A leukocyte-mimetic magnetic resonance imaging contrast agent homes rapidly to activated endothelium and tracks with atherosclerotic lesion macrophage content.
McAteer MA., Mankia K., Ruparelia N., Jefferson A., Nugent HB., Stork LA., Channon KM., Schneider JE., Choudhury RP.
OBJECTIVE: Endothelial cell activation is an important mediator of monocyte recruitment to sites of vascular inflammation. We hypothesized that high-affinity dual-ligand microparticles of iron oxide (MPIO), targeted to P-selectin and vascular cell adhesion molecule-1 (PV-MPIO), would identify activated endothelial cells during atherosclerosis progression.
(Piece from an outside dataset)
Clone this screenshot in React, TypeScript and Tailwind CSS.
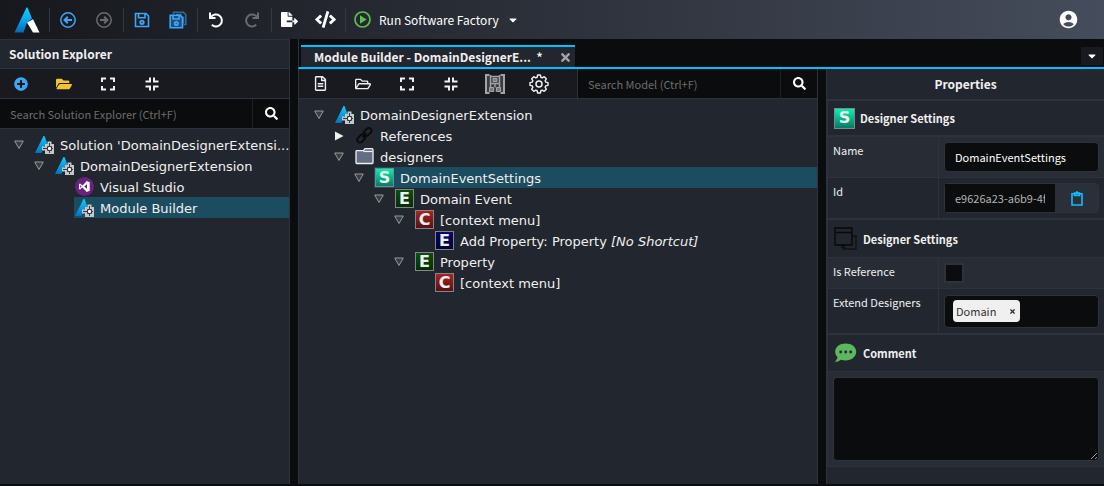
import React from "react";
import {
  FaCaretDown,
  FaCode,
  FaFileExport,
  FaFolderOpen,
  FaPlusCircle,
  FaRegFileAlt,
  FaRegFolderOpen,
  FaSearch,
  FaTimes,
} from "react-icons/fa";
import { MdAccountCircle } from "react-icons/md";

function Logo() {
  return (
    <svg width="26" height="26" viewBox="0 0 26 26" aria-hidden="true">
      <defs>
        <linearGradient id="logo-blue" x1="0" y1="0" x2="0" y2="1">
          <stop offset="0" stopColor="#12d0ff" />
          <stop offset="0.5" stopColor="#0aa5ec" />
          <stop offset="1" stopColor="#0568b4" />
        </linearGradient>
      </defs>
      <path d="M12.500 0.500h1L18 11.500l-5 4-3.500 10H0.500z" fill="url(#logo-blue)" />
      <path d="M13 15.500l6-3.300 6.500 13.300h-6.500z" fill="#fff" />
    </svg>
  );
}

function ArrowCircle({ flip }: { flip?: boolean }) {
  return (
    <svg width="16" height="16" viewBox="0 0 16 16" fill="none" stroke="currentColor" strokeWidth="1.500" aria-hidden="true">
      <circle cx="8" cy="8" r="7.200" />
      <path d={flip ? "M4 8h7M8.200 4.800L11.400 8l-3.200 3.200" : "M12 8H5M7.800 4.800L4.600 8l3.200 3.200"} strokeWidth="2" />
    </svg>
  );
}

function SaveIcon() {
  return (
    <svg width="16" height="16" viewBox="0 0 16 16" fill="none" stroke="currentColor" strokeWidth="1.600" aria-hidden="true">
      <path d="M1.500 1.500h10.500l2.500 2.500v10.500H1.500z" />
      <path d="M4.500 2v3.700h6.500V2" />
      <circle cx="8" cy="10.300" r="1.700" strokeWidth="1.900" />
    </svg>
  );
}

function SaveAllIcon() {
  return (
    <svg width="18" height="18" viewBox="0 0 18 18" fill="none" stroke="currentColor" strokeWidth="1.600" aria-hidden="true">
      <g opacity="0.550">
        <path d="M4.500 3.500V1.200h9.800l2.500 2.500v9.800H14.500" />
        <path d="M7 3.500h6M14.500 5.500v7" />
      </g>
      <path d="M1.200 4.200h9.800l2.500 2.500v10H1.200z" fill="#1d4f80" />
      <path d="M4 4.700v3.300h6V4.700" />
      <circle cx="7.300" cy="12.500" r="1.600" strokeWidth="1.900" />
    </svg>
  );
}

function TurnIcon({ flip }: { flip?: boolean }) {
  return (
    <svg width="16" height="16" viewBox="0 0 16 16" fill="none" stroke="currentColor" strokeWidth="2" aria-hidden="true">
      <g transform={flip ? "translate(16 0) scale(-1 1)" : undefined}>
        <path d="M3 4.900A6 6 0 1 1 3.800 12.800" />
        <path d="M2 0.500v5.500h5.500" />
      </g>
    </svg>
  );
}

function PlayIcon() {
  return (
    <svg width="17" height="17" viewBox="0 0 17 17" fill="none" aria-hidden="true">
      <circle cx="8.500" cy="8.500" r="7.500" stroke="#5cc04c" strokeWidth="1.700" />
      <path d="M6 4.300l6.700 4.200L6 12.700z" fill="#5cc04c" />
    </svg>
  );
}

function ExpandIcon() {
  return (
    <svg width="14" height="14" viewBox="0 0 14 14" fill="none" stroke="currentColor" strokeWidth="2" aria-hidden="true">
      <path d="M1 5V1.500h4M9 1.500h4V5M13 9v3.500H9M5 12.500H1V9" />
    </svg>
  );
}

function CollapseIcon() {
  return (
    <svg width="14" height="14" viewBox="0 0 14 14" fill="none" stroke="currentColor" strokeWidth="2" aria-hidden="true">
      <path d="M5 0.500v4H0.500M9 0.500v4h4.500M13.500 9.500H9v4M0.500 9.500H5v4" />
    </svg>
  );
}

function FrameIcon() {
  return (
    <svg width="20" height="20" viewBox="0 0 20 20" fill="none" stroke="currentColor" aria-hidden="true">
      <path d="M4.500 1H1v18h3.500M15.500 1H19v18h-3.500" strokeWidth="2" />
      <path d="M2 2h16v16H2z" fill="currentColor" fillOpacity="0.250" stroke="none" />
      <path d="M5.500 1v13M14.500 1v13M5.500 2.500h9M5.500 9.500h9M10 9.500v4" strokeWidth="1.400" />
      <path d="M8 4.500h4v3H8zM4.500 13.500h4v4h-4zM11.500 13.500h4v4h-4z" fill="currentColor" fillOpacity="0.600" />
    </svg>
  );
}

function GearIcon() {
  return (
    <svg width="20" height="20" viewBox="0 0 20 20" fill="none" stroke="currentColor" strokeLinejoin="round" aria-hidden="true">
      <path
        d="M8.500 1h3l.6 2.500 1.500.7 2.200-1.300 2.300 2.300-1.300 2.200.7 1.500 2.500.6v3l-2.500.6-.7 1.500 1.300 2.200-2.300 2.300-2.200-1.300-1.500.7-.6 2.500h-3l-.6-2.500-1.500-.7-2.200 1.300-2.300-2.300 1.300-2.200-.7-1.500L0 12.500v-3l2.500-.6.7-1.500-1.300-2.200 2.300-2.300 2.200 1.300 1.500-.7z"
        transform="translate(1 .1) scale(.9)"
        strokeWidth="1.600"
      />
      <circle cx="10" cy="10" r="3" strokeWidth="1.500" />
    </svg>
  );
}

function ModuleIcon() {
  return (
    <svg width="19" height="19" viewBox="0 0 19 19" fill="none" aria-hidden="true">
      <defs>
        <linearGradient id="module-blue" x1="0" y1="0" x2="0" y2="1">
          <stop offset="0" stopColor="#12ccff" />
          <stop offset="1" stopColor="#0571c0" />
        </linearGradient>
      </defs>
      <path d="M8.500 1h1l3 8-4 3-2 6H0z" fill="url(#module-blue)" />
      <path d="M10 9h2.500V6.500h4V9H19v10h-9v-3.500H7v-4h3z" fill="#c4c6ca" />
      <path d="M8 13.500h10M14.500 8v10" stroke="#33373f" />
      <path d="M12.500 11.500h4v4h-4z" stroke="#33373f" />
      <path d="M14.500 12v3M13 13.500h3" stroke="#fff" />
    </svg>
  );
}

function StudioIcon() {
  return (
    <svg width="19" height="19" viewBox="0 0 19 19" aria-hidden="true">
      <circle cx="9.500" cy="9.500" r="9.400" fill="#6a2180" />
      <path
        d="M4 7l1-.5 2.500 2L11.700 4l3 1.200v8.600l-3 1.200-4.200-4.500-2.500 2L4 12zM5.200 8v3l1.400-1.500zM12 7.200L9.200 9.500l2.800 2.300z"
        fill="#fff"
        fillRule="evenodd"
      />
    </svg>
  );
}

function LinkIcon() {
  return (
    <svg width="19" height="19" viewBox="0 0 19 19" fill="none" stroke="#08090b" strokeWidth="1.800" aria-hidden="true">
      <rect x="-4.500" y="-2.700" width="9" height="5.400" rx="2.700" transform="translate(12.500 6) rotate(-47)" />
      <rect x="-4.500" y="-2.700" width="9" height="5.400" rx="2.700" transform="translate(6.200 12.500) rotate(-47)" />
      <path d="M7.500 11.500l4-4.500" />
    </svg>
  );
}

function FolderIcon() {
  return (
    <svg width="19" height="19" viewBox="0 0 19 19" aria-hidden="true">
      <path
        d="M1 4.500q0-.8.8-.8h6.700l1.500-2h7q1 0 1 1v13q0 .8-.8.8H1.800q-.8 0-.8-.8z"
        fill="#636d83"
        stroke="#f0f0f0"
        strokeWidth="1.300"
      />
      <path d="M8.500 4.500h9" stroke="#f0f0f0" strokeWidth="1.200" />
    </svg>
  );
}

function WindowsIcon() {
  return (
    <svg width="23" height="24" viewBox="0 0 23 24" fill="none" stroke="#08090b" strokeWidth="1.400" aria-hidden="true">
      <path d="M1 1h17v17H1zM1 5.500h17" />
      <path d="M18 9h4v13H9v-4M7.500 21L9 18l2 3" opacity="0.700" />
    </svg>
  );
}

function CommentIcon() {
  return (
    <svg width="23" height="20" viewBox="0 0 23 20" aria-hidden="true">
      <path
        d="M11.700 0.500C5.800 0.500 1.200 4 1.200 8.700c0 2.100.9 4 2.400 5.500C3.200 16 2 17.800.8 19c2.600 0 4.800-1 6.200-2.200 1.500.4 3 .6 4.700.6 5.900 0 10.500-3.900 10.500-8.700S17.600.5 11.700.5z"
        fill="#5cb85c"
      />
      <g fill="#22262e">
        <circle cx="6.700" cy="9" r="1.400" />
        <circle cx="11.700" cy="9" r="1.400" />
        <circle cx="16.700" cy="9" r="1.400" />
      </g>
    </svg>
  );
}

function ClipboardIcon() {
  return (
    <svg width="12" height="15" viewBox="0 0 12 15" fill="none" stroke="currentColor" strokeWidth="1.600" aria-hidden="true">
      <path d="M1 2.700h10V14H1z" />
      <path d="M3.500 2h5v2.500h-5zM5 1h2" />
    </svg>
  );
}

const letterTone = {
  teal: "from-[#00f5b4] to-[#067a63]",
  green: "from-[#0b5010] to-[#032d05]",
  red: "from-[#a82424] to-[#571111]",
  blue: "from-[#05056e] to-[#020236]",
};

function LetterIcon({
  letter,
  tone,
  className = "size-[19px]",
}: {
  letter: string;
  tone: keyof typeof letterTone;
  className?: string;
}) {
  return (
    <span
      className={`flex shrink-0 items-center justify-center border border-[#858585] bg-gradient-to-b font-['DejaVu_Sans',sans-serif] text-base leading-4 font-bold text-[#f0f0f0] ${letterTone[tone]} ${className}`}
    >
      {letter}
    </span>
  );
}

function BarButton({ label, className = "", children }: { label: string; className?: string; children: React.ReactNode }) {
  return (
    <button type="button" aria-label={label} title={label} className={`flex shrink-0 items-center justify-center ${className}`}>
      {children}
    </button>
  );
}

function Group({ children }: { children: React.ReactNode }) {
  return <div className="flex h-6 w-[74px] shrink-0 items-center border-l border-[#343841]">{children}</div>;
}

function TopBar() {
  return (
    <header className="flex h-[39px] shrink-0 items-center bg-gradient-to-r from-[#16181d] to-[#454c5b]">
      <a href="#home" aria-label="Home" className="flex w-[49px] shrink-0 justify-center pl-1">
        <Logo />
      </a>
      <Group>
        <BarButton label="Back" className="w-[35px] text-[#3ea6f5]"><ArrowCircle /></BarButton>
        <BarButton label="Forward" className="w-[37px] text-[#6a6b6e]"><ArrowCircle flip /></BarButton>
      </Group>
      <Group>
        <BarButton label="Save" className="w-[35px] text-[#3ea6f5]"><SaveIcon /></BarButton>
        <BarButton label="Save all" className="w-[37px] text-[#3ea6f5]"><SaveAllIcon /></BarButton>
      </Group>
      <Group>
        <BarButton label="Undo" className="w-[35px] text-white"><TurnIcon /></BarButton>
        <BarButton label="Redo" className="w-[37px] text-[#6a6b6e]"><TurnIcon flip /></BarButton>
      </Group>
      <Group>
        <BarButton label="Export" className="w-[35px] text-white"><FaFileExport size={17} /></BarButton>
        <BarButton label="Code" className="w-[37px] text-white"><FaCode size={21} /></BarButton>
      </Group>
      <div className="flex h-6 items-center border-l border-[#343841] pl-2">
        <button type="button" className="flex items-center gap-2 text-xs leading-5 whitespace-nowrap text-white">
          <PlayIcon />
          Run Software Factory
          <FaCaretDown size={12} />
        </button>
      </div>
      <BarButton label="Account" className="mr-[25px] ml-auto text-white"><MdAccountCircle size={21} /></BarButton>
    </header>
  );
}

function SearchBox({ placeholder, className = "" }: { placeholder: string; className?: string }) {
  return (
    <form role="search" className={`flex min-w-0 bg-[#0b0c0e] ${className}`} onSubmit={(e) => e.preventDefault()}>
      <input
        type="text"
        aria-label={placeholder}
        placeholder={placeholder}
        className="min-w-0 flex-1 bg-transparent px-2.5 text-[11px] leading-6 text-white outline-none placeholder:text-[#6e6d6b]"
      />
      <BarButton label="Search" className="w-[37px] border-l border-[#1b1e24] text-white"><FaSearch size={13} /></BarButton>
    </form>
  );
}

type Node = {
  label: string;
  hint?: string;
  icon: React.ReactNode;
  state?: "open" | "closed";
  selected?: boolean;
  children?: Node[];
};

function Expander({ state }: { state?: "open" | "closed" }) {
  if (!state) return <span className="w-5 shrink-0" />;
  return (
    <button type="button" aria-label={state === "open" ? "Collapse" : "Expand"} className="flex w-5 shrink-0 items-center justify-center">
      <svg width="10" height="10" viewBox="0 0 10 10" aria-hidden="true">
        {state === "open" ? (
          <path d="M.7 1h8.600L5 8.500z" fill="#3a3d42" stroke="#999" />
        ) : (
          <path d="M1 .5L9.500 5 1 9.500z" fill="#f0f0f0" />
        )}
      </svg>
    </button>
  );
}

function TreeItems({ nodes }: { nodes: Node[] }) {
  return nodes.map((node, i) => (
    <li key={i} role="treeitem" aria-selected={!!node.selected}>
      <div className="flex h-[21px] gap-[5px]">
        <Expander state={node.state} />
        <div className={`flex min-w-0 flex-1 items-center gap-1.5 pl-px ${node.selected ? "bg-[#1c4c5f]" : ""}`}>
          <span className="shrink-0">{node.icon}</span>
          <span className="pt-[3px] text-[13px] leading-5 whitespace-nowrap text-[#f0f0f0]">
            {node.label}
            {node.hint && <em> {node.hint}</em>}
          </span>
        </div>
      </div>
      {node.children && (
        <ul role="group" className="pl-5">
          <TreeItems nodes={node.children} />
        </ul>
      )}
    </li>
  ));
}

function Tree({ label, nodes, className }: { label: string; nodes: Node[]; className: string }) {
  return (
    <ul role="tree" aria-label={label} className={`pt-[5px] font-['DejaVu_Sans',sans-serif] ${className}`}>
      <TreeItems nodes={nodes} />
    </ul>
  );
}

const solution: Node[] = [
  {
    label: "Solution 'DomainDesignerExtensi...",
    icon: <ModuleIcon />,
    state: "open",
    children: [
      {
        label: "DomainDesignerExtension",
        icon: <ModuleIcon />,
        state: "open",
        children: [
          { label: "Visual Studio", icon: <StudioIcon /> },
          { label: "Module Builder", icon: <ModuleIcon />, selected: true },
        ],
      },
    ],
  },
];

const model: Node[] = [
  {
    label: "DomainDesignerExtension",
    icon: <ModuleIcon />,
    state: "open",
    children: [
      { label: "References", icon: <LinkIcon />, state: "closed" },
      {
        label: "designers",
        icon: <FolderIcon />,
        state: "open",
        children: [
          {
            label: "DomainEventSettings",
            icon: <LetterIcon letter="S" tone="teal" />,
            state: "open",
            selected: true,
            children: [
              {
                label: "Domain Event",
                icon: <LetterIcon letter="E" tone="green" />,
                state: "open",
                children: [
                  {
                    label: "[context menu]",
                    icon: <LetterIcon letter="C" tone="red" />,
                    state: "open",
                    children: [
                      { label: "Add Property: Property", hint: "[No Shortcut]", icon: <LetterIcon letter="E" tone="blue" /> },
                    ],
                  },
                  {
                    label: "Property",
                    icon: <LetterIcon letter="E" tone="green" />,
                    state: "open",
                    children: [{ label: "[context menu]", icon: <LetterIcon letter="C" tone="red" /> }],
                  },
                ],
              },
            ],
          },
        ],
      },
    ],
  },
];

function SolutionExplorer() {
  return (
    <aside className="w-[290px] shrink-0 border-t border-r border-[#2e323c] bg-[#22262e]">
      <h2 className="h-[29px] border-b border-[#2e323c] pl-[9px] text-xs leading-7 font-bold">Solution Explorer</h2>
      <div className="flex h-[30px] items-center border-b border-[#2e323c] bg-[#181a1f] text-[#f0f0f0]">
        <BarButton label="Add" className="w-[42px] text-[#3ea6f5]"><FaPlusCircle size={14} /></BarButton>
        <BarButton label="Open" className="w-11 text-[#f0c330]"><FaFolderOpen size={16} /></BarButton>
        <BarButton label="Expand all" className="w-11"><ExpandIcon /></BarButton>
        <BarButton label="Collapse all" className="w-11"><CollapseIcon /></BarButton>
      </div>
      <SearchBox placeholder="Search Solution Explorer (Ctrl+F)" className="h-[30px] border-b border-[#2e323c]" />
      <Tree label="Solution" nodes={solution} className="pl-[9px]" />
    </aside>
  );
}

function ModelPanel() {
  return (
    <section aria-label="Model" className="min-w-0 flex-1 border-x border-[#2e323c] bg-[#22262e]">
      <div className="flex h-[30px] items-center border-b border-[#2e323c] bg-[#181a1f] text-[#f0f0f0]">
        <BarButton label="New" className="w-[42px]"><FaRegFileAlt size={15} /></BarButton>
        <BarButton label="Open" className="w-11"><FaRegFolderOpen size={16} /></BarButton>
        <BarButton label="Expand all" className="w-11"><ExpandIcon /></BarButton>
        <BarButton label="Collapse all" className="w-11"><CollapseIcon /></BarButton>
        <BarButton label="Diagram" className="w-11 text-[#a2a3a5]"><FrameIcon /></BarButton>
        <BarButton label="Settings" className="w-11"><GearIcon /></BarButton>
        <SearchBox placeholder="Search Model (Ctrl+F)" className="ml-auto h-[29px] w-[240px] border-l border-[#2e323c]" />
      </div>
      <Tree label="Model tree" nodes={model} className="pl-2.5" />
    </section>
  );
}

function PropertyHeading({ icon, children, className = "" }: { icon: React.ReactNode; children: React.ReactNode; className?: string }) {
  return (
    <h3 className={`flex items-center border-[#2e323c] pl-1.5 text-[11px] leading-5 font-bold ${className}`}>
      {icon}
      {children}
    </h3>
  );
}

function PropertyRow({ id, label, className = "", children }: { id: string; label: string; className?: string; children: React.ReactNode }) {
  return (
    <div className={`flex border-[#2e323c] ${className}`}>
      <label htmlFor={id} className="w-[110px] shrink-0 pt-[3px] pl-[5px] text-[11px] leading-5">{label}</label>
      <div className="flex min-w-0 flex-1 items-center border-l border-[#2e323c] px-[5px]">{children}</div>
    </div>
  );
}

function Properties() {
  return (
    <aside className="w-[278px] shrink-0 border-l border-[#2e323c] bg-[#22262e] text-[#f0f0f0]">
      <h2 className="h-8 border-b-2 border-[#2e323c] text-center text-xs leading-[30px] font-bold">Properties</h2>
      <div className="border-l border-[#2e323c]">
        <PropertyHeading className="h-9 gap-[5px] border-b-2" icon={<LetterIcon letter="S" tone="teal" className="size-[21px]" />}>
          Designer Settings
        </PropertyHeading>
        <PropertyRow id="name" label="Name" className="h-[41px] border-b bg-[#282c35]">
          <input
            id="name"
            type="text"
            defaultValue="DomainEventSettings"
            className="h-[30px] w-full min-w-0 rounded-sm border border-[#2e323c] bg-[#0b0c0e] px-2.5 text-[11px] leading-6 text-white outline-none"
          />
        </PropertyRow>
        <PropertyRow id="identifier" label="Id" className="h-[42px] border-b-2">
          <div className="flex h-[30px] w-full rounded-sm border border-[#2e323c]">
            <input
              id="identifier"
              type="text"
              readOnly
              defaultValue="e9626a23-a6b9-4fd1-9d0c-7b2c6c1f4c55"
              className="min-w-0 flex-1 bg-[#0b0c0e] px-2.5 text-[11px] leading-6 text-[#b4b4b4] outline-none"
            />
            <BarButton label="Copy id" className="w-[43px] bg-[#2b2f39] text-[#12bdf8]"><ClipboardIcon /></BarButton>
          </div>
        </PropertyRow>
        <PropertyHeading className="h-[38px] gap-1.5 border-b" icon={<WindowsIcon />}>Designer Settings</PropertyHeading>
        <PropertyRow id="is-reference" label="Is Reference" className="h-[31px] border-b bg-[#282c35]">
          <input id="is-reference" type="checkbox" className="size-5 appearance-none border-2 border-[#2e323c] bg-[#0b0c0e]" />
        </PropertyRow>
        <PropertyRow id="extend-designers" label="Extend Designers" className="h-[46px] border-b-2">
          <div className="flex h-[33px] w-full items-center rounded-sm border border-[#2e323c] bg-[#0b0c0e] pl-2">
            <span className="flex h-[22px] items-center gap-2 rounded-sm bg-[#f0f0f0] pl-[3px] text-[11px] leading-5 text-[#303030]">
              Domain
              <BarButton label="Remove Domain" className="w-4 text-[#303030]"><FaTimes size={7} /></BarButton>
            </span>
            <input id="extend-designers" type="text" className="min-w-0 flex-1 bg-transparent px-1 text-[11px] leading-6 outline-none" />
          </div>
        </PropertyRow>
        <PropertyHeading className="h-[37px] gap-1.5 border-b" icon={<CommentIcon />}>
          <label htmlFor="comment">Comment</label>
        </PropertyHeading>
        <div className="flex border-b border-[#2e323c] bg-[#282c35] p-[5px]">
          <textarea
            id="comment"
            className="h-[84px] w-full rounded-sm border border-[#2e323c] bg-[#0b0c0e] text-[11px] text-white outline-none"
          />
        </div>
      </div>
    </aside>
  );
}

export default function App() {
  return (
    <div className="flex h-screen flex-col bg-[#0b0c0e] pb-0.5 font-['Noto_Sans_CJK_SC',sans-serif] text-[#f0f0f0] [color-scheme:dark]">
      <TopBar />
      <main className="flex min-h-0 flex-1 gap-2">
        <SolutionExplorer />
        <div className="flex min-w-0 flex-1 flex-col">
          <div className="flex h-[30px] shrink-0 items-end justify-between border-b-2 border-l border-b-[#00c0ff] border-l-[#2e323c] pl-0.5">
            <div className="flex h-[22px] w-[274px] items-center justify-between border-t-2 border-[#00c0ff] bg-[#22262e] pr-[3px] pl-[13px]">
              <a href="#module-builder" className="text-xs leading-5 font-bold whitespace-nowrap">
                Module Builder - DomainDesignerE...&nbsp; *
              </a>
              <BarButton label="Close tab" className="text-[#a2a3a5]"><FaTimes size={13} /></BarButton>
            </div>
            <BarButton label="Open tabs" className="mr-px mb-0.5 h-[18px] w-[22px] bg-[#181a1f] text-white"><FaCaretDown size={12} /></BarButton>
          </div>
          <div className="flex min-h-0 flex-1 gap-2">
            <ModelPanel />
            <Properties />
          </div>
        </div>
      </main>
    </div>
  );
}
METHODS AND RESULTS: In vivo magnetic resonance imaging in apolipoprotein E-deficient mice showed rapid binding of PV-MPIO to the aortic root, which was maximal 30 minutes post-MPIO injection and maintained at 60 minutes. Minimal binding was observed for control IgG-MPIO. Intensely low magnetic resonance signal areas, corresponding to PV-MPIO binding, were detected early (14 weeks), during foam cell formation. Contrast effects increased at 20 weeks during fibrofatty lesion development (P<0.05), but reduced by 30 weeks (P<0.01). Across all lesion severities, magnetic resonance imaging contrast effects correlated with lesion macrophage area quantified by immunohistochemistry (R=0.53; P<0.01). Near-infrared fluorescently labeled PV-MPIO were shown, by flow cytometry, to bind only activated endothelial cells and not to macrophages. Using en face immunofluorescence, we further demonstrate selective PV-MPIO accumulation at atherosclerosis-susceptible sites, with minimal binding to atherosclerosis-spared regions. CONCLUSIONS: This high-affinity leukocyte-mimetic magnetic resonance imaging agent reveals endothelial activation. PV-MPIO demonstrate exceptionally rapid in vivo steady state accumulation, providing conspicuous magnetic resonance contrast effects that can be objectively quantified. In atherosclerosis progression, PV-MPIO tracked closely with the burden and distribution of plaque macrophages, not merely plaque size. On a biocompatible platform, this approach has potential for quantitative magnetic resonance imaging of inflammatory disease activity.